[ Pilots are encouraged to comment on the proposed changes to the ADS-B plan. For details on submitting comments by the Nov. 3 deadline, see the FAA’s notice.—Ed.]
Almost one year after the FAA released its implementation plan for replacing today’s radar system with a satellite-based surveillance system known as ADS-B (automatic dependent surveillance-broadcast), the aviation rulemaking committee formed to review the proposal has called for sweeping changes that reflect many of AOPA’s earlier recommendations.
AOPA President Phil Boyer first made public the results from the committee during AOPA Pilot Town Meetings in Alaska this week, where there is a strong desire from aircraft owners for the FAA to implement a system that will truly benefit them. The committee reviewed thousands of comments from pilots and recommended 36 changes that AOPA plans to use to educate lawmakers and leaders about the issues facing GA.
“Pilots are concerned about how the FAA will implement this new technology, and the committee has independently validated those concerns,” said Boyer. “Now it’s up to us to make sure the FAA addresses pilots’ concerns about costs and the lack of a benefit or even incentives to adopt this important new technology.”
The ADS-B rulemaking committee said that the FAA’s plan creates a cost burden for aircraft owners and squelches the technology’s potential benefits, something AOPA has been pointing out for a year now. Under the current proposal, GA aircraft would have to be equipped with ADS-B transmitters by 2020 in order to fly in airspace where a Mode C transponder is required today.
“After reviewing the comments, the committee understands that the GA community is being unfairly asked to spend more to equip their aircraft than they will receive in benefits from the mandated technology,” said AOPA Government Affairs Chief of Staff Randy Kenagy, who represented members on the committee.
Under the FAA’s implementation plan, pilots would need ADS-B to fly above 10,000 feet msl or within Class B or C terminal airspace. Except for flights over the Gulf of Mexico, traditional radar services such as flight following or radar-like vectoring in new airspace or at new airports would not be offered to ADS-B equipped aircraft.
AOPA and the rulemaking committee recommended that air traffic services be expanded to non-radar airspace and airports that have at least one instrument approach and runways longer than 3,000 feet.

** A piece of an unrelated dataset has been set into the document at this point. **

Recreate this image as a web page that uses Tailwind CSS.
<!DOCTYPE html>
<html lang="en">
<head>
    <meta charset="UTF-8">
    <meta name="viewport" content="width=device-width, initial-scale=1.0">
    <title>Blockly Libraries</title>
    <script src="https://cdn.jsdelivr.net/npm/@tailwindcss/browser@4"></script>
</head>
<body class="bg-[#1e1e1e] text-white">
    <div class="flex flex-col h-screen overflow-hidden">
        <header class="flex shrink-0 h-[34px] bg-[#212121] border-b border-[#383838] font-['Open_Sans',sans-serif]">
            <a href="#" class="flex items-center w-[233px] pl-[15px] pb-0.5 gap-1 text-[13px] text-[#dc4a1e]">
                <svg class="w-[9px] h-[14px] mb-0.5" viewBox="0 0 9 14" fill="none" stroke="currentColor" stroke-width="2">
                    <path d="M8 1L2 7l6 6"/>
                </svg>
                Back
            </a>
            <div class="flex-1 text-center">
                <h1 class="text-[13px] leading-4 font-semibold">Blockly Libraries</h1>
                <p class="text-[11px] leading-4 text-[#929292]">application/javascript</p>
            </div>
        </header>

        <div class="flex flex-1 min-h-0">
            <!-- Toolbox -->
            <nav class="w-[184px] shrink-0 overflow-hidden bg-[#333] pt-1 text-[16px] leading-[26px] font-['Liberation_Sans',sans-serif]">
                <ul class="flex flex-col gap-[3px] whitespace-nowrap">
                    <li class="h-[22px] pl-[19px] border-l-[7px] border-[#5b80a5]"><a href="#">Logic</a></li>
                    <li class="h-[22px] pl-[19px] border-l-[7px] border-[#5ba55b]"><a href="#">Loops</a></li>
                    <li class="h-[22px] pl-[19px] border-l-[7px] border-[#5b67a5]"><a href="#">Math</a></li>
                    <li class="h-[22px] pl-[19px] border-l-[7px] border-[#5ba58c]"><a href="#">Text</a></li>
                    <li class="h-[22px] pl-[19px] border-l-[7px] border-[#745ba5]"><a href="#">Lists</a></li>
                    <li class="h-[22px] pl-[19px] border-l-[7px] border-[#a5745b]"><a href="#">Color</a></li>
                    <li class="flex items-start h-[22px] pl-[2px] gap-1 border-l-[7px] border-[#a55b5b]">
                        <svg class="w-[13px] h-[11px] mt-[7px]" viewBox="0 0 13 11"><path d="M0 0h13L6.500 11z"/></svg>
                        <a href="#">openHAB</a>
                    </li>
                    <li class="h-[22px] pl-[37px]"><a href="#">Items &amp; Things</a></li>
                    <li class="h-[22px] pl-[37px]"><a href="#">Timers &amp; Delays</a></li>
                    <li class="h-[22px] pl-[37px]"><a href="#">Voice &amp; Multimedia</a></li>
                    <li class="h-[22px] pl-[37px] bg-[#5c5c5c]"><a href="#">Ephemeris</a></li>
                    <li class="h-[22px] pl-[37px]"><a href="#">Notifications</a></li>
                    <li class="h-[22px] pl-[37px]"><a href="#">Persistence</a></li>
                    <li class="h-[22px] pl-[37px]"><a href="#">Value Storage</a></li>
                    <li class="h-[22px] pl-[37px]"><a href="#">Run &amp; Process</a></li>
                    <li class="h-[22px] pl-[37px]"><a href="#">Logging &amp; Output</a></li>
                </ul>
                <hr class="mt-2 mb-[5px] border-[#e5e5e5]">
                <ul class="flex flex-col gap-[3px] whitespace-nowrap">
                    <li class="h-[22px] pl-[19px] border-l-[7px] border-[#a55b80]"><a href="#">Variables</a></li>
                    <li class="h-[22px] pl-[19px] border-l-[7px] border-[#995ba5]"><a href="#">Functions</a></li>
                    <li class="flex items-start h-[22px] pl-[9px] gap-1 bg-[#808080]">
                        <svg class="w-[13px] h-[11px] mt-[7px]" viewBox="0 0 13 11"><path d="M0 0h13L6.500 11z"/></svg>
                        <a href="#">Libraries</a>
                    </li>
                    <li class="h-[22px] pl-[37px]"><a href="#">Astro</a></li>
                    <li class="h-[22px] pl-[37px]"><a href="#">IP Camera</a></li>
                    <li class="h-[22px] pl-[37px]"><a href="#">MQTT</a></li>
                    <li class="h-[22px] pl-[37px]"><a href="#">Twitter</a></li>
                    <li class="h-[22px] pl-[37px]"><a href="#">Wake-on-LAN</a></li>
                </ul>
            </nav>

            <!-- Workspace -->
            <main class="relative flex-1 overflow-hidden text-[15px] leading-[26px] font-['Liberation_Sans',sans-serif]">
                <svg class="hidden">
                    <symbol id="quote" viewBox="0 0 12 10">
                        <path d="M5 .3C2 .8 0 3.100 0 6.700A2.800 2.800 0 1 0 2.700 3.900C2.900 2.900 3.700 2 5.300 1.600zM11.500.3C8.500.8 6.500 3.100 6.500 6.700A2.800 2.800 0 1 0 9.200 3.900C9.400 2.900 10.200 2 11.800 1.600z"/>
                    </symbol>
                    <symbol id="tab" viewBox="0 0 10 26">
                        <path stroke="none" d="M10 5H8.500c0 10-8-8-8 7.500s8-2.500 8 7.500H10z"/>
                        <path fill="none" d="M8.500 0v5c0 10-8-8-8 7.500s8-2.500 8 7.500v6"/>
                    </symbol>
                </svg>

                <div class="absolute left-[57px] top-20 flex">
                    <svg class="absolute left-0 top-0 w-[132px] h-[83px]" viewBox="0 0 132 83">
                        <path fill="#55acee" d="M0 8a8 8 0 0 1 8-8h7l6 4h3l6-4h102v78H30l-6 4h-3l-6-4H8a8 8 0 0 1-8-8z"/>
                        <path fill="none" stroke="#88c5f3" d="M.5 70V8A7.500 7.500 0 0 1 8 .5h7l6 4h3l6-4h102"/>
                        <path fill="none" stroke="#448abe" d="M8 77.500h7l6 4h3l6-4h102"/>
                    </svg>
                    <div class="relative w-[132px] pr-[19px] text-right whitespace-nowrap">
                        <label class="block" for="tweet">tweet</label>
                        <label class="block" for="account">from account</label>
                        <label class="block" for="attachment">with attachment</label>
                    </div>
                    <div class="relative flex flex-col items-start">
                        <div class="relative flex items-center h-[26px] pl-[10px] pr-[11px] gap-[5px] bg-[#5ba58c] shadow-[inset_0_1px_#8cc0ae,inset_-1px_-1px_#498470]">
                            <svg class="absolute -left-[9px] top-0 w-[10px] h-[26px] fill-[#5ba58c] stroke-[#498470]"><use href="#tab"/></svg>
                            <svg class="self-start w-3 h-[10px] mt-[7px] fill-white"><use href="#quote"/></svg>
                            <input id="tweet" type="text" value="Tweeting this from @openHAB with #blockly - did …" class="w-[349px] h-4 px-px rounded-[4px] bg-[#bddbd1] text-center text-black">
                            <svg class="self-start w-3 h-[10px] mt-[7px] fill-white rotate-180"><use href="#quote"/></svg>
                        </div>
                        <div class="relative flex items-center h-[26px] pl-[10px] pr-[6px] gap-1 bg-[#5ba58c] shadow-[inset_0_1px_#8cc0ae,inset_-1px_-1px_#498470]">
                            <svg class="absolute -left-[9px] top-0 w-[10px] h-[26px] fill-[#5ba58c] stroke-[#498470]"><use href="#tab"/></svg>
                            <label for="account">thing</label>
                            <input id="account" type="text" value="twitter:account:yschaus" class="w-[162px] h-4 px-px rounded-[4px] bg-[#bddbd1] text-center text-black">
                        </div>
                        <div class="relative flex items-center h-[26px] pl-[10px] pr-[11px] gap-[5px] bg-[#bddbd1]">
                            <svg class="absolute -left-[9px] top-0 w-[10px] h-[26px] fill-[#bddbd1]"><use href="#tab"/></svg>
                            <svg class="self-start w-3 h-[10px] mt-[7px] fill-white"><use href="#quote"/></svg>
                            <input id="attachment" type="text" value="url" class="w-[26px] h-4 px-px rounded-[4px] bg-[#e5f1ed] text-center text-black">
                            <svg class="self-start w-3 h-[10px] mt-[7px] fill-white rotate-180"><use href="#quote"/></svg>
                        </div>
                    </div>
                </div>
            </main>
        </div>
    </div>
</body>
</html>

Additionally, the FAA was told that it should provide enhanced search and rescue services for ADS-B, enhance FSS airborne services with ADS-B aircraft locations, enable a feature to allow flight plans to be automatically closed for aircraft with ADS-B, and reduce separation to the 3-nautical-mile minimum separation for all non-radar airspace.
Both have said the FAA needs to allow an anonymity feature for VFR aircraft not using air traffic services. It is a privacy issue that is important to many pilots.

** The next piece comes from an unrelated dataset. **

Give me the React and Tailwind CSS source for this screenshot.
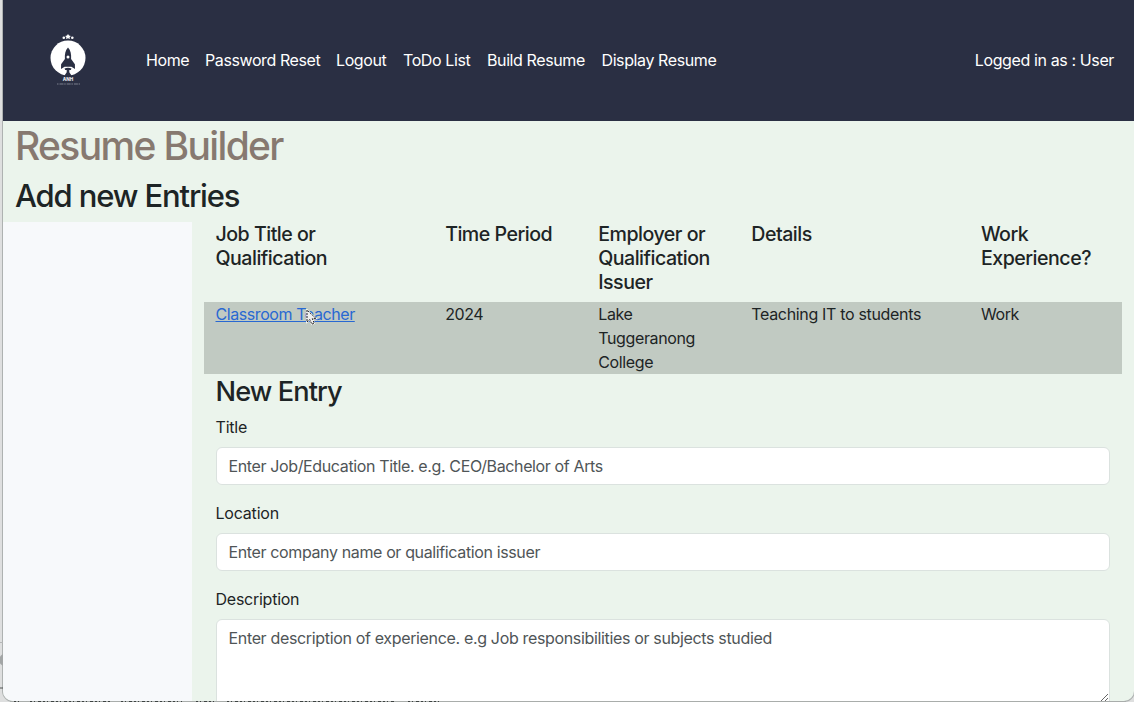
import React from 'react';

const nav = [
  ['Home', 'w-[43px]'],
  ['Password Reset', 'w-[115px]'],
  ['Logout', 'w-[51px]'],
  ['ToDo List', 'w-[68px]'],
  ['Build Resume', 'w-[98.5px]'],
  ['Display Resume', 'w-[116px]'],
];

function Logo() {
  return (
    <svg width="40" height="54" viewBox="0 0 40 54" className="block">
      <circle cx="20" cy="25" r="17.5" fill="#fff" />
      <path d="M20 1l1 1.600 1.900.3-1.300 1.300.3 1.900-1.900-.9-1.900.9.3-1.900-1.300-1.300 1.900-.3z" fill="#fff" />
      <circle cx="15.800" cy="4.800" r="1.300" fill="#fff" />
      <circle cx="24.300" cy="4.800" r="1.300" fill="#fff" />
      <path d="M20 14.500c-2.700 3-3.400 6.500-3.100 11.500l-3.800 5.300-.1 4.700 3.600-2.200h6.800l3.600 2.200-.1-4.700-3.800-5.300c.3-5-.4-8.500-3.100-11.500z" fill="#2a2f43" />
      <circle cx="20" cy="24" r="1.500" fill="#fff" />
      <path d="M16.500 35.500q3.500-1.500 7 0l-.7 1.400h-1.500v2.300l2.700 4h-8l2.700-4v-2.300h-1.500z" fill="#2a2f43" />
      <text x="20" y="48" fontSize="4.600" fontWeight="800" textAnchor="middle" fill="#e8e9ed" textLength="10.500" lengthAdjust="spacingAndGlyphs">ANH</text>
      <path d="M9 51h23" stroke="#858996" strokeWidth=".9" strokeDasharray="1.500 1 4 .7" />
    </svg>
  );
}

function Pointer() {
  return (
    <svg width="12" height="18" viewBox="0 0 12 18" className="pointer-events-none absolute left-[102px] top-[7px]">
      <path d="M1 1v12l2.800-2.500 2 4.700 2.500-1-2-4.600h3.900z" fill="#fff" stroke="#fff" strokeWidth="1.500" />
      <path d="M1 1v12l2.800-2.500 2 4.700 2.500-1-2-4.600h3.900z" fill="#eee" stroke="#222" strokeWidth="1" strokeDasharray="2 1" />
    </svg>
  );
}

function Field({ label, placeholder }) {
  return (
    <div className="mb-4">
      <label className="mb-2 block leading-6 tracking-[-0.2px]">{label}</label>
      <input
        className="block h-[38px] w-full rounded-md border border-[#dbe2df] bg-white px-3 tracking-[-0.37px] text-[#212529] outline-none placeholder:text-[#4f5557]"
        placeholder={placeholder}
      />
    </div>
  );
}

export default function App() {
  return (
    <div className="relative h-[702px] w-[1134px] overflow-hidden bg-[#dedfdf] pl-[3px] font-['Inter',sans-serif] text-base text-[#1d2425]">
      <div className="flex h-[701px] flex-col overflow-hidden rounded-b-[10px] bg-[#ebf4ec] shadow-[0_0_0_1px_#aeb2b1]">
        <header className="flex h-[121px] shrink-0 items-center bg-[#2a2f43] pl-[45px] pr-[20px] pb-[2px] text-white">
          <Logo />
          <nav className="ml-[58px] flex gap-4 whitespace-nowrap tracking-[-0.4px]">
            {nav.map(([name, width]) => (
              <a key={name} href="#" className={width}>{name}</a>
            ))}
          </nav>
          <span className="ml-auto whitespace-nowrap tracking-[-0.38px]">Logged in as : User</span>
        </header>
        <div className="h-[101px] shrink-0 px-3 font-medium">
          <h1 className="mb-2 pt-px text-[39px] leading-[47px] tracking-[-1.65px] text-[#877970]">Resume Builder</h1>
          <h2 className="text-[31px] leading-[38px] tracking-[-1.15px]">Add new Entries</h2>
        </div>
        <div className="flex min-h-0 flex-1">
          <aside className="w-[188.5px] shrink-0 bg-[#f7f9fb]" />
          <main className="min-w-0 flex-1 px-3">
            <div className="grid h-[80px] grid-cols-[3fr_2fr_2fr_3fr_2fr] text-[19.6px] font-medium leading-6 tracking-[-0.5px]">
              <h5 className="px-3">Job Title or<br />Qualification</h5>
              <h5 className="whitespace-nowrap px-3">Time Period</h5>
              <h5 className="px-3">Employer or<br />Qualification<br />Issuer</h5>
              <h5 className="px-3">Details</h5>
              <h5 className="px-3">Work<br />Experience?</h5>
            </div>
            <div className="grid h-[72px] grid-cols-[3fr_2fr_2fr_3fr_2fr] bg-[#c1cac2] leading-6 tracking-[-0.37px]">
              <div className="relative px-3">
                <a href="#" className="tracking-[-0.42px] text-[#2868d2] underline">Classroom Teacher</a>
                <Pointer />
              </div>
              <div className="px-3">2024</div>
              <div className="px-3">Lake<br />Tuggeranong<br />College</div>
              <div className="whitespace-nowrap px-3 tracking-[-0.33px]">Teaching IT to students</div>
              <div className="px-3">Work</div>
            </div>
            <form className="px-3">
              <h3 className="mb-[7px] pt-px text-[27.2px] font-medium leading-[33px] tracking-[-0.9px]">New Entry</h3>
              <Field label="Title" placeholder="Enter Job/Education Title. e.g. CEO/Bachelor of Arts" />
              <Field label="Location" placeholder="Enter company name or qualification issuer" />
              <label className="mb-2 block leading-6 tracking-[-0.25px]">Description</label>
              <textarea
                className="block h-[84px] w-full resize-y rounded-t-md border border-[#dbe2df] bg-white px-3 py-1.5 leading-6 tracking-[-0.34px] outline-none placeholder:text-[#4f5557]"
                placeholder="Enter description of experience. e.g Job responsibilities or subjects studied"
              />
            </form>
          </main>
        </div>
      </div>
      <svg width="1134" height="2" className="absolute bottom-0 left-0">
        <path d="M10 1.500H1126" stroke="#a9adab" />
        <path d="M14 1.500h6M30 1.500h82M121 1.500h61M196 1.500h20M227 1.500h168M408 1.500h34" stroke="#3d4241" strokeDasharray="2 2 1 3 3 2" />
      </svg>
      <svg width="3" height="60" className="absolute bottom-0 left-0">
        <path d="M0 .5h3" stroke="#b5b7b7" />
        <circle cx="5" cy="18" r="6" fill="#a3a6a6" />
        <path d="M0 46h3" stroke="#4c5050" />
      </svg>
    </div>
  );
}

Regarding the actual implementation of the technology, the committee echoed AOPA’s stance that incentives would need to be created in order to present a compelling business case for light GA aircraft to equip with ADS-B.
“To do this, the FAA will need to reduce purchase and installation costs, and at the same time, increase the benefits the technology can provide,” said Kenagy. “The committee recommends that most light GA be exempt from the mandate to equip until these changes are made and coordinated with airspace users.”
Affordability is key to AOPA members. Some 75 percent of members have said they would be willing to equip their aircraft with ADS-B if free weather and traffic information were provided, and if the equipment cost was about the same as a transponder, assuming it could be replaced with ADS-B.
The FAA must now decide how to incorporate the committee’s recommendations. It is possible that so many changes will be made that the agency may need to issue a supplemental notice of proposed rulemaking.
By AOPA ePublishing staff
Imagine one day in the near future looking at a multifunction display (MFD) in your cockpit and seeing virtually the same traffic information as air traffic control. And, the MFD also shows the latest weather in text and graphics.
That is the promise ADS-B—automatic dependent surveillance-broadcast—holds for general aviation if the FAA can develop a successful implementation plan and the avionics become affordable. That’s why AOPA is working to rectify the FAA’s current plan that would limit many of the following benefits.
The ADS-B system, and others like it being offered by nongovernmental providers, holds great promise for pilots to bring real-time weather, air traffic, temporary flight restrictions (TFRs), and enhanced situational awareness information into the cockpit.
In an industry already swimming with abbreviations, let’s break down ADS-B letter by letter. The “A” for automatic means that you don’t have to do anything except fly the airplane. The “D” in dependent means that it relies on, let’s call it, a positioning source.
The “S” as in surveillance means that air traffic control can see you, even when there’s no radar coverage such as in remote parts of Alaska. Finally, the “B” stands for broadcast. Since it’s polite to reciprocate, that means your aircraft is not only receiving but sending information to other ADS-B-equipped aircraft and to controllers.
The new technology takes advantage of the GPS network of satellites that can accurately determine the position of a given object. The technology determines an airplane’s position via GPS then broadcasts that position to all listeners.
The information is transmitted using universal access transceivers (UATs). These UATs use the 978-MHz frequency that can move up to four times as much data at about four times as fast as current datalink methods. While the FAA’s current ADS-B proposal would use UATs, a final decision hasn’t been made.
ADS-B-equipped aircraft digitally broadcast their positions derived from the on-board GPS receivers to other ADS-B-equipped aircraft and to ground stations. The information includes position, altitude, airspeed, and projected track, which can then be displayed on an aircraft’s MFD or an air traffic controller’s screen. Proof-of-concept trials were conducted in Alaska under the name Project Capstone, proved that ADS-B can greatly extend air traffic control’s view of all air traffic by using remote ground receivers where air search radars would be impractical and by feeding the remote signals back to the controller’s screen.